__Directions__
Please transcribe the listing below in full and word for word, without its pictures.

__Data segment__
******
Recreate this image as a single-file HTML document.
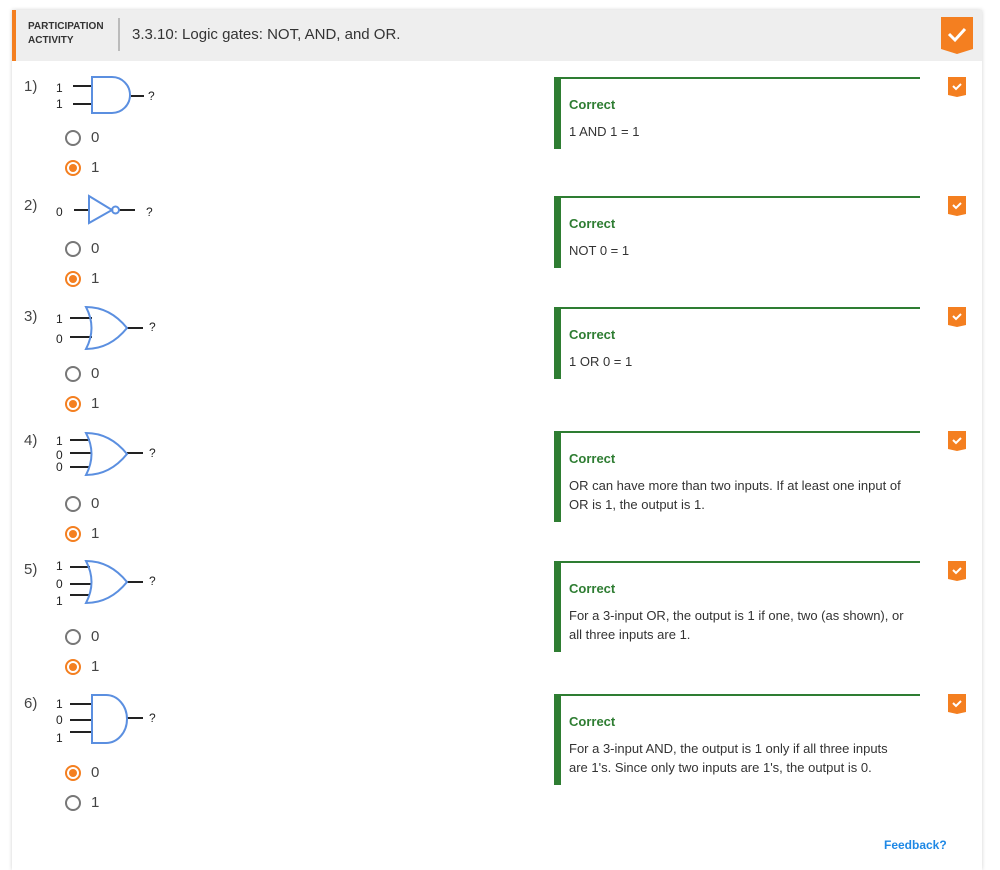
<!DOCTYPE html>
<html><head><meta charset="utf-8"><style>
body{margin:0;background:#fff;font-family:"Liberation Sans",sans-serif;color:#333;width:1000px;height:848px;overflow:hidden;position:relative}
.card{position:absolute;left:12px;top:10px;width:970px;height:860px;background:#fff;box-shadow:0 0 4px rgba(0,0,0,.18)}
.hdr{position:absolute;left:12px;top:10px;width:970px;height:51px;background:#eee;}
.hdr .bar{position:absolute;left:0;top:0;width:4px;height:51px;background:#f47f20}
.pa{position:absolute;left:28px;top:20px;font-size:10px;font-weight:bold;line-height:14px;color:#333}
.sep{position:absolute;left:118px;top:18px;width:2px;height:33px;background:#bbb}
.title{position:absolute;left:132px;top:26px;font-size:15px;color:#333}
.a{position:absolute}
.num{position:absolute;left:24px;font-size:15px;color:#444}
.r{position:absolute;left:65px;width:12px;height:12px;border:2px solid #777;border-radius:50%}
.r.on{border-color:#f47f20}
.r.on::after{content:"";position:absolute;left:2px;top:2px;width:8px;height:8px;border-radius:50%;background:#f47f20}
.rl{position:absolute;left:91px;font-size:15px;color:#444}
.fb{position:absolute;left:554px;width:359px;border-left:7px solid #2e7d32;border-top:2px solid #2e7d32}
.fb b{position:absolute;left:8px;top:18px;font-size:13px;color:#2e7d32}
.fb p{position:absolute;left:8px;top:43px;margin:0;font-size:13px;line-height:19px;color:#333;width:340px}
.bd{position:absolute;left:948px;width:18px;height:20px}
</style></head><body>
<div class="card"></div>
<div class="hdr"><div class="bar"></div></div>
<div class="pa">PARTICIPATION<br>ACTIVITY</div>
<div class="sep"></div>
<div class="title">3.3.10: Logic gates: NOT, AND, and OR.</div>
<svg class="a" style="left:941px;top:17px" width="32" height="37" viewBox="0 0 32 37"><path d="M0 0H32V32L16 37L0 32Z" fill="#f47f20"/><path d="M8 17L14 23L24 12" stroke="#fff" stroke-width="3" fill="none"/></svg>

<svg class="a" style="left:0;top:0" width="200" height="848" font-family="Liberation Sans,sans-serif" font-size="12" fill="#222">
<g stroke="#222" stroke-width="2">
<path d="M73 86H92M73 104H92M131 96H144"/>
<path d="M74 210H89M119 210H135"/>
<path d="M70 318H92M70 337H92M127 328H143"/>
<path d="M70 440H90M70 453H92M70 467H90M127 453H143"/>
<path d="M70 567H90M70 584H92M70 595H90M127 582H143"/>
<path d="M70 704H92M70 720H92M70 732H92M127 718H143"/>
</g>
<g stroke="#5b8fe0" stroke-width="2" fill="none">
<path d="M92 77H112A18 18 0 0 1 112 113H92Z"/>
<path d="M89 196L112 210L89 223Z"/><circle cx="115.5" cy="210" r="3.5"/>
<path d="M86 307Q110 307 127 328Q110 349 86 349Q97 328 86 307Z"/>
<path d="M86 433Q110 433 127 454Q110 475 86 475Q97 454 86 433Z"/>
<path d="M86 561Q110 561 127 582Q110 603 86 603Q97 582 86 561Z"/>
<path d="M92 695H106A21 24 0 0 1 106 743H92Z"/>
</g>
<text x="56" y="92">1</text><text x="56" y="108">1</text><text x="148" y="100">?</text>
<text x="56" y="216">0</text><text x="146" y="216">?</text>
<text x="56" y="323">1</text><text x="56" y="343">0</text><text x="149" y="331">?</text>
<text x="56" y="445">1</text><text x="56" y="459">0</text><text x="56" y="471">0</text><text x="149" y="457">?</text>
<text x="56" y="570">1</text><text x="56" y="588">0</text><text x="56" y="605">1</text><text x="149" y="585">?</text>
<text x="56" y="708">1</text><text x="56" y="724">0</text><text x="56" y="742">1</text><text x="149" y="722">?</text>
</svg>

<div class="num" style="top:78px">1)</div>
<div class="r" style="top:130px"></div><div class="rl" style="top:129px">0</div>
<div class="r on" style="top:160px"></div><div class="rl" style="top:159px">1</div>
<div class="num" style="top:197px">2)</div>
<div class="r" style="top:241px"></div><div class="rl" style="top:240px">0</div>
<div class="r on" style="top:271px"></div><div class="rl" style="top:270px">1</div>
<div class="num" style="top:308px">3)</div>
<div class="r" style="top:366px"></div><div class="rl" style="top:365px">0</div>
<div class="r on" style="top:396px"></div><div class="rl" style="top:395px">1</div>
<div class="num" style="top:432px">4)</div>
<div class="r" style="top:496px"></div><div class="rl" style="top:495px">0</div>
<div class="r on" style="top:526px"></div><div class="rl" style="top:525px">1</div>
<div class="num" style="top:561px">5)</div>
<div class="r" style="top:629px"></div><div class="rl" style="top:628px">0</div>
<div class="r on" style="top:659px"></div><div class="rl" style="top:658px">1</div>
<div class="num" style="top:695px">6)</div>
<div class="r on" style="top:765px"></div><div class="rl" style="top:764px">0</div>
<div class="r" style="top:795px"></div><div class="rl" style="top:794px">1</div>

<div class="fb" style="top:77px;height:70px"><b>Correct</b><p>1 AND 1 = 1</p></div>
<div class="fb" style="top:196px;height:70px"><b>Correct</b><p>NOT 0 = 1</p></div>
<div class="fb" style="top:307px;height:70px"><b>Correct</b><p>1 OR 0 = 1</p></div>
<div class="fb" style="top:431px;height:89px"><b>Correct</b><p>OR can have more than two inputs. If at least one input of OR is 1, the output is 1.</p></div>
<div class="fb" style="top:561px;height:89px"><b>Correct</b><p>For a 3-input OR, the output is 1 if one, two (as shown), or all three inputs are 1.</p></div>
<div class="fb" style="top:694px;height:89px"><b>Correct</b><p>For a 3-input AND, the output is 1 only if all three inputs are 1's. Since only two inputs are 1's, the output is 0.</p></div>

<svg class="bd" style="top:77px" viewBox="0 0 18 20"><path d="M0 0H18V18L9 20L0 18Z" fill="#f47f20"/><path d="M5 9L8 12L13 7" stroke="#fff" stroke-width="2" fill="none"/></svg>
<svg class="bd" style="top:196px" viewBox="0 0 18 20"><path d="M0 0H18V18L9 20L0 18Z" fill="#f47f20"/><path d="M5 9L8 12L13 7" stroke="#fff" stroke-width="2" fill="none"/></svg>
<svg class="bd" style="top:307px" viewBox="0 0 18 20"><path d="M0 0H18V18L9 20L0 18Z" fill="#f47f20"/><path d="M5 9L8 12L13 7" stroke="#fff" stroke-width="2" fill="none"/></svg>
<svg class="bd" style="top:431px" viewBox="0 0 18 20"><path d="M0 0H18V18L9 20L0 18Z" fill="#f47f20"/><path d="M5 9L8 12L13 7" stroke="#fff" stroke-width="2" fill="none"/></svg>
<svg class="bd" style="top:561px" viewBox="0 0 18 20"><path d="M0 0H18V18L9 20L0 18Z" fill="#f47f20"/><path d="M5 9L8 12L13 7" stroke="#fff" stroke-width="2" fill="none"/></svg>
<svg class="bd" style="top:694px" viewBox="0 0 18 20"><path d="M0 0H18V18L9 20L0 18Z" fill="#f47f20"/><path d="M5 9L8 12L13 7" stroke="#fff" stroke-width="2" fill="none"/></svg>

<div class="a" style="left:884px;top:838px;font-size:12px;font-weight:bold;color:#1e88e5">Feedback?</div>
</body></html>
******
__Output of the exercise__
Recreate this image as a single-file HTML document.
<!DOCTYPE html>
<html><head><meta charset="utf-8"><style>
body{margin:0;background:#fff;font-family:"Liberation Sans",sans-serif;color:#333;width:1000px;height:848px;overflow:hidden;position:relative}
.card{position:absolute;left:12px;top:10px;width:970px;height:860px;background:#fff;box-shadow:0 0 4px rgba(0,0,0,.18)}
.hdr{position:absolute;left:12px;top:10px;width:970px;height:51px;background:#eee;}
.hdr .bar{position:absolute;left:0;top:0;width:4px;height:51px;background:#f47f20}
.pa{position:absolute;left:28px;top:20px;font-size:10px;font-weight:bold;line-height:14px;color:#333}
.sep{position:absolute;left:118px;top:18px;width:2px;height:33px;background:#bbb}
.title{position:absolute;left:132px;top:26px;font-size:15px;color:#333}
.a{position:absolute}
.num{position:absolute;left:24px;font-size:15px;color:#444}
.r{position:absolute;left:65px;width:12px;height:12px;border:2px solid #777;border-radius:50%}
.r.on{border-color:#f47f20}
.r.on::after{content:"";position:absolute;left:2px;top:2px;width:8px;height:8px;border-radius:50%;background:#f47f20}
.rl{position:absolute;left:91px;font-size:15px;color:#444}
.fb{position:absolute;left:554px;width:359px;border-left:7px solid #2e7d32;border-top:2px solid #2e7d32}
.fb b{position:absolute;left:8px;top:18px;font-size:13px;color:#2e7d32}
.fb p{position:absolute;left:8px;top:43px;margin:0;font-size:13px;line-height:19px;color:#333;width:340px}
.bd{position:absolute;left:948px;width:18px;height:20px}
</style></head><body>
<div class="card"></div>
<div class="hdr"><div class="bar"></div></div>
<div class="pa">PARTICIPATION<br>ACTIVITY</div>
<div class="sep"></div>
<div class="title">3.3.10: Logic gates: NOT, AND, and OR.</div>
<svg class="a" style="left:941px;top:17px" width="32" height="37" viewBox="0 0 32 37"><path d="M0 0H32V32L16 37L0 32Z" fill="#f47f20"/><path d="M8 17L14 23L24 12" stroke="#fff" stroke-width="3" fill="none"/></svg>

<svg class="a" style="left:0;top:0" width="200" height="848" font-family="Liberation Sans,sans-serif" font-size="12" fill="#222">
<g stroke="#222" stroke-width="2">
<path d="M73 86H92M73 104H92M131 96H144"/>
<path d="M74 210H89M119 210H135"/>
<path d="M70 318H92M70 337H92M127 328H143"/>
<path d="M70 440H90M70 453H92M70 467H90M127 453H143"/>
<path d="M70 567H90M70 584H92M70 595H90M127 582H143"/>
<path d="M70 704H92M70 720H92M70 732H92M127 718H143"/>
</g>
<g stroke="#5b8fe0" stroke-width="2" fill="none">
<path d="M92 77H112A18 18 0 0 1 112 113H92Z"/>
<path d="M89 196L112 210L89 223Z"/><circle cx="115.5" cy="210" r="3.5"/>
<path d="M86 307Q110 307 127 328Q110 349 86 349Q97 328 86 307Z"/>
<path d="M86 433Q110 433 127 454Q110 475 86 475Q97 454 86 433Z"/>
<path d="M86 561Q110 561 127 582Q110 603 86 603Q97 582 86 561Z"/>
<path d="M92 695H106A21 24 0 0 1 106 743H92Z"/>
</g>
<text x="56" y="92">1</text><text x="56" y="108">1</text><text x="148" y="100">?</text>
<text x="56" y="216">0</text><text x="146" y="216">?</text>
<text x="56" y="323">1</text><text x="56" y="343">0</text><text x="149" y="331">?</text>
<text x="56" y="445">1</text><text x="56" y="459">0</text><text x="56" y="471">0</text><text x="149" y="457">?</text>
<text x="56" y="570">1</text><text x="56" y="588">0</text><text x="56" y="605">1</text><text x="149" y="585">?</text>
<text x="56" y="708">1</text><text x="56" y="724">0</text><text x="56" y="742">1</text><text x="149" y="722">?</text>
</svg>

<div class="num" style="top:78px">1)</div>
<div class="r" style="top:130px"></div><div class="rl" style="top:129px">0</div>
<div class="r on" style="top:160px"></div><div class="rl" style="top:159px">1</div>
<div class="num" style="top:197px">2)</div>
<div class="r" style="top:241px"></div><div class="rl" style="top:240px">0</div>
<div class="r on" style="top:271px"></div><div class="rl" style="top:270px">1</div>
<div class="num" style="top:308px">3)</div>
<div class="r" style="top:366px"></div><div class="rl" style="top:365px">0</div>
<div class="r on" style="top:396px"></div><div class="rl" style="top:395px">1</div>
<div class="num" style="top:432px">4)</div>
<div class="r" style="top:496px"></div><div class="rl" style="top:495px">0</div>
<div class="r on" style="top:526px"></div><div class="rl" style="top:525px">1</div>
<div class="num" style="top:561px">5)</div>
<div class="r" style="top:629px"></div><div class="rl" style="top:628px">0</div>
<div class="r on" style="top:659px"></div><div class="rl" style="top:658px">1</div>
<div class="num" style="top:695px">6)</div>
<div class="r on" style="top:765px"></div><div class="rl" style="top:764px">0</div>
<div class="r" style="top:795px"></div><div class="rl" style="top:794px">1</div>

<div class="fb" style="top:77px;height:70px"><b>Correct</b><p>1 AND 1 = 1</p></div>
<div class="fb" style="top:196px;height:70px"><b>Correct</b><p>NOT 0 = 1</p></div>
<div class="fb" style="top:307px;height:70px"><b>Correct</b><p>1 OR 0 = 1</p></div>
<div class="fb" style="top:431px;height:89px"><b>Correct</b><p>OR can have more than two inputs. If at least one input of OR is 1, the output is 1.</p></div>
<div class="fb" style="top:561px;height:89px"><b>Correct</b><p>For a 3-input OR, the output is 1 if one, two (as shown), or all three inputs are 1.</p></div>
<div class="fb" style="top:694px;height:89px"><b>Correct</b><p>For a 3-input AND, the output is 1 only if all three inputs are 1's. Since only two inputs are 1's, the output is 0.</p></div>

<svg class="bd" style="top:77px" viewBox="0 0 18 20"><path d="M0 0H18V18L9 20L0 18Z" fill="#f47f20"/><path d="M5 9L8 12L13 7" stroke="#fff" stroke-width="2" fill="none"/></svg>
<svg class="bd" style="top:196px" viewBox="0 0 18 20"><path d="M0 0H18V18L9 20L0 18Z" fill="#f47f20"/><path d="M5 9L8 12L13 7" stroke="#fff" stroke-width="2" fill="none"/></svg>
<svg class="bd" style="top:307px" viewBox="0 0 18 20"><path d="M0 0H18V18L9 20L0 18Z" fill="#f47f20"/><path d="M5 9L8 12L13 7" stroke="#fff" stroke-width="2" fill="none"/></svg>
<svg class="bd" style="top:431px" viewBox="0 0 18 20"><path d="M0 0H18V18L9 20L0 18Z" fill="#f47f20"/><path d="M5 9L8 12L13 7" stroke="#fff" stroke-width="2" fill="none"/></svg>
<svg class="bd" style="top:561px" viewBox="0 0 18 20"><path d="M0 0H18V18L9 20L0 18Z" fill="#f47f20"/><path d="M5 9L8 12L13 7" stroke="#fff" stroke-width="2" fill="none"/></svg>
<svg class="bd" style="top:694px" viewBox="0 0 18 20"><path d="M0 0H18V18L9 20L0 18Z" fill="#f47f20"/><path d="M5 9L8 12L13 7" stroke="#fff" stroke-width="2" fill="none"/></svg>

<div class="a" style="left:884px;top:838px;font-size:12px;font-weight:bold;color:#1e88e5">Feedback?</div>
</body></html>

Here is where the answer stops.